Tonga is the eruption of records! With its 146 Megatons of water vapour and gravity waves at sub-ionospheric heights not previously been observed propagating at this speed or over the whole Earth from a single source, it is an eruption event that would probably warm the planet in the next 5 years [1][2].
In January 2022, Hunga Tonga–Hunga Ha’apai erupted, and this rare phenomenon was one of the most explosive volcanic events of the modern era. It produced a vertical plume that peaked more than 50 km above the Earth. The initial explosion and subsequent plume triggered atmospheric waves that propagated around the world multiple times.
The produced perturbations in surface pressure, reverberated around the globe for days after the climactic eruption event itself. The emissions of the Tonga eruption were uncommon because of the composition of its stratospheric perturbation: an estimated 0.42 MtSO2 (0.42 Megatons of sulfur dioxide) injection and 146 MtH2O (146 Megatons of water) water vapour injection [1].
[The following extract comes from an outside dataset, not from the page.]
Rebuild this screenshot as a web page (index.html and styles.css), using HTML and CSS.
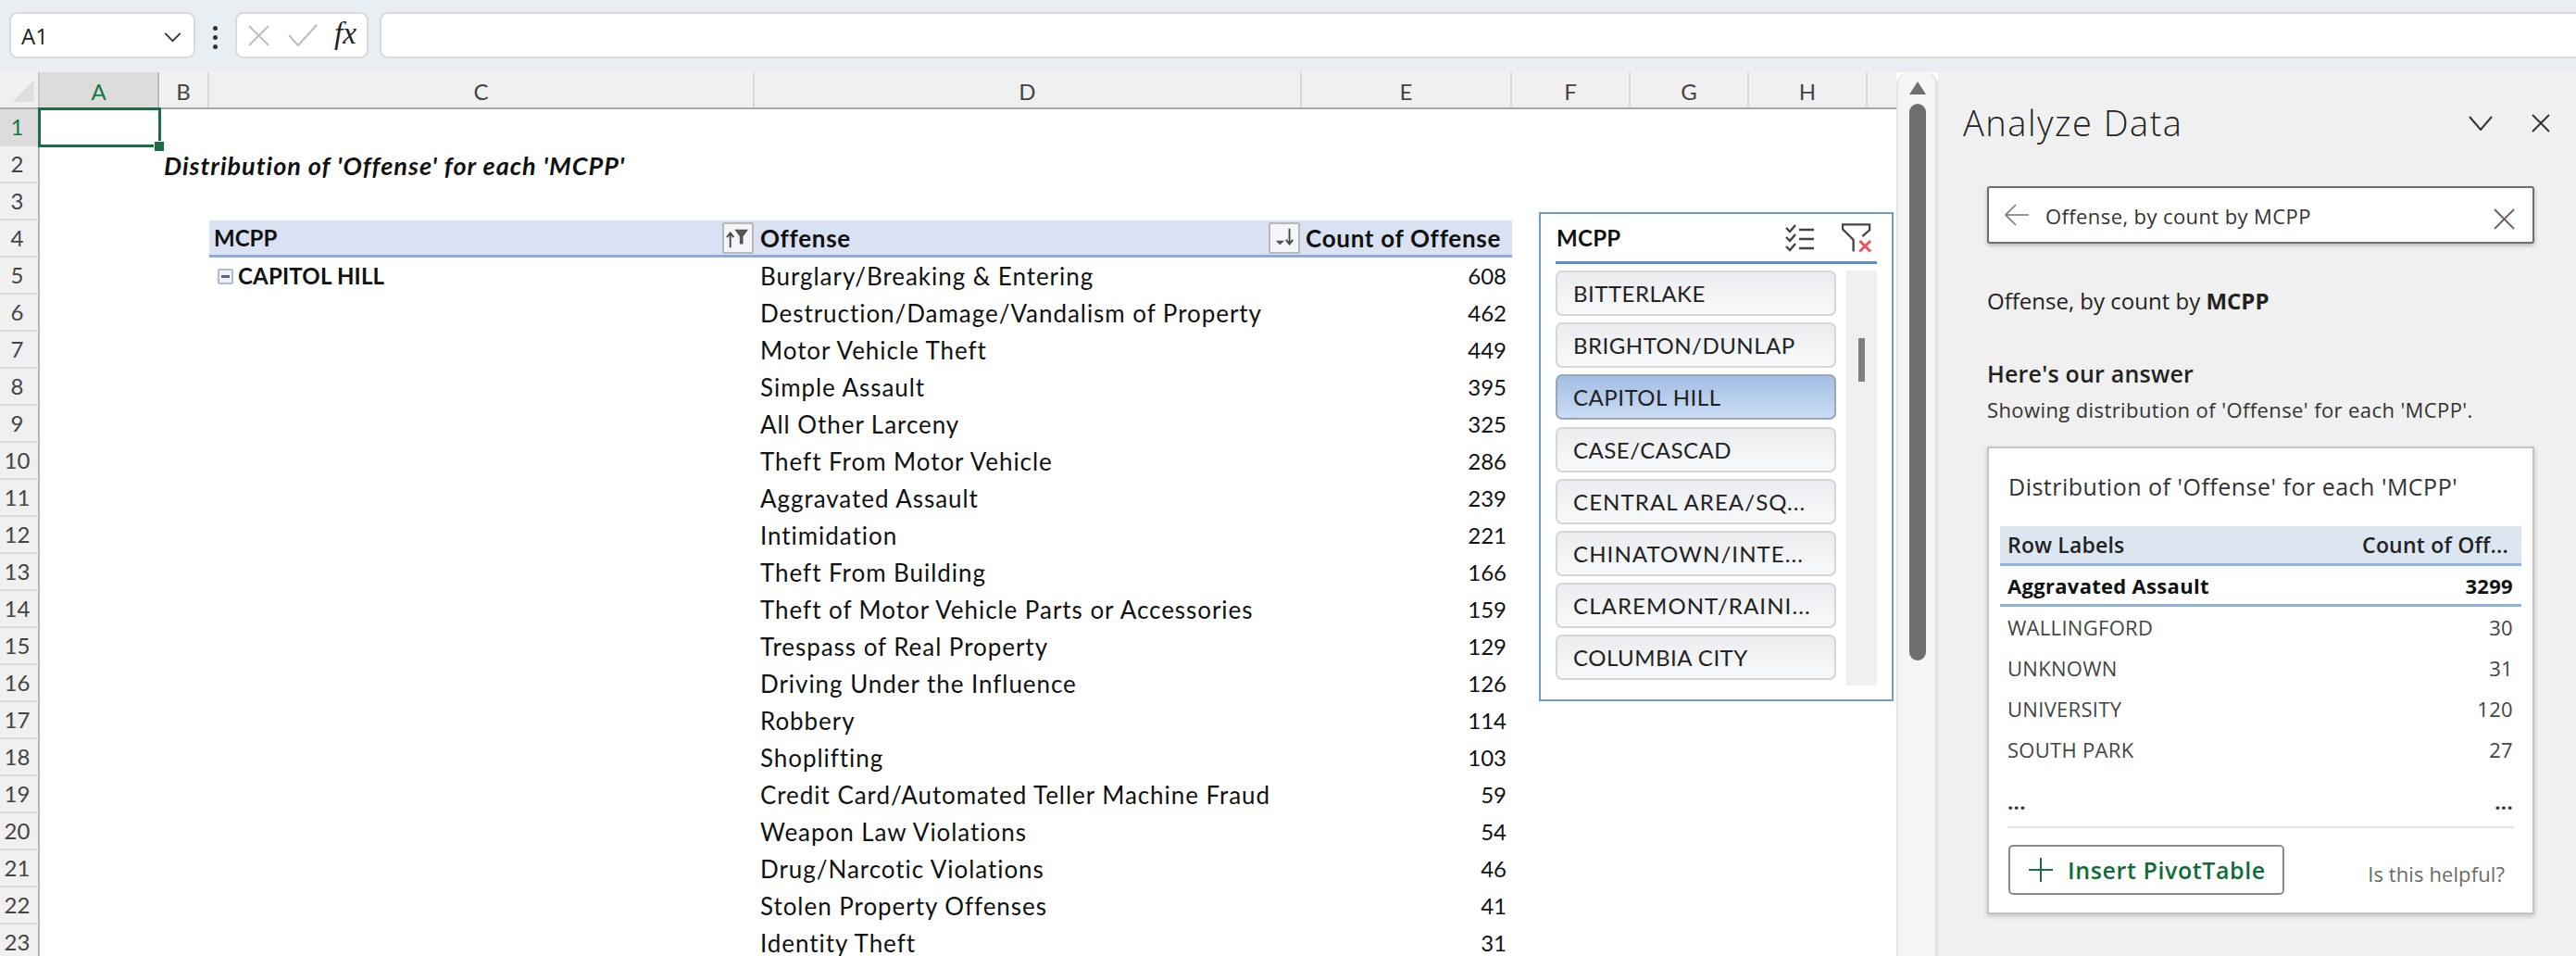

This is the largest stratospheric water vapour perturbation observed in the satellite era (a 10–15% increase in the water vapour content of the stratosphere), with a modest accompanying SO2 injection. Most large volcanic eruptions are notable for their negative perturbation on global surface temperatures, since they emit large quantities of SO2, an aerosol particulate which scatters incoming solar radiation.
But in this case his large water vapour perturbation means that Tonga eruption will probably increase the net radiative forcing increasing the chance of the global surface temperature anomaly temporarily.
It is estimated that the radiative response to the Tonga eruption increased the risk that the global mean surface temperature anomaly shortly exceeds 1.5 °C over the next 5 years.
Over this period, Tonga eruption increases the likelihood that we observe our first 1.5 °C year by ~7%.
While this particular eruption produces a measurable change in the probability of imminent 1.5 °C exceedance for any given scenario, human choice still dominate the decadal risk outlook [1].
[1] Tonga eruption increases chance of temporary surface temperature anomaly above 1.5 °C; Stuart Jenkins, Chris Smith, Myles Allen & Roy Grainger – Nature Climate Change | Volume 13 | February 2023 | 127–129.
[2] Surface-to-space atmospheric waves from Hunga Tonga–Hunga Ha’apai eruption; Corwin J. Wright, Neil P. Hindley, M. Alexander, Mathew Barlow, Lars Hoffmann, Cathryn N. Mitchell, Fred Prata, Marie Bouillon, Justin Carstens, Cathy Clerbaux, Scott M. Osprey, Nick Powell, E. Randall & Jia Yue – Nature | Vol 609 | 22 September 2022; 741-759.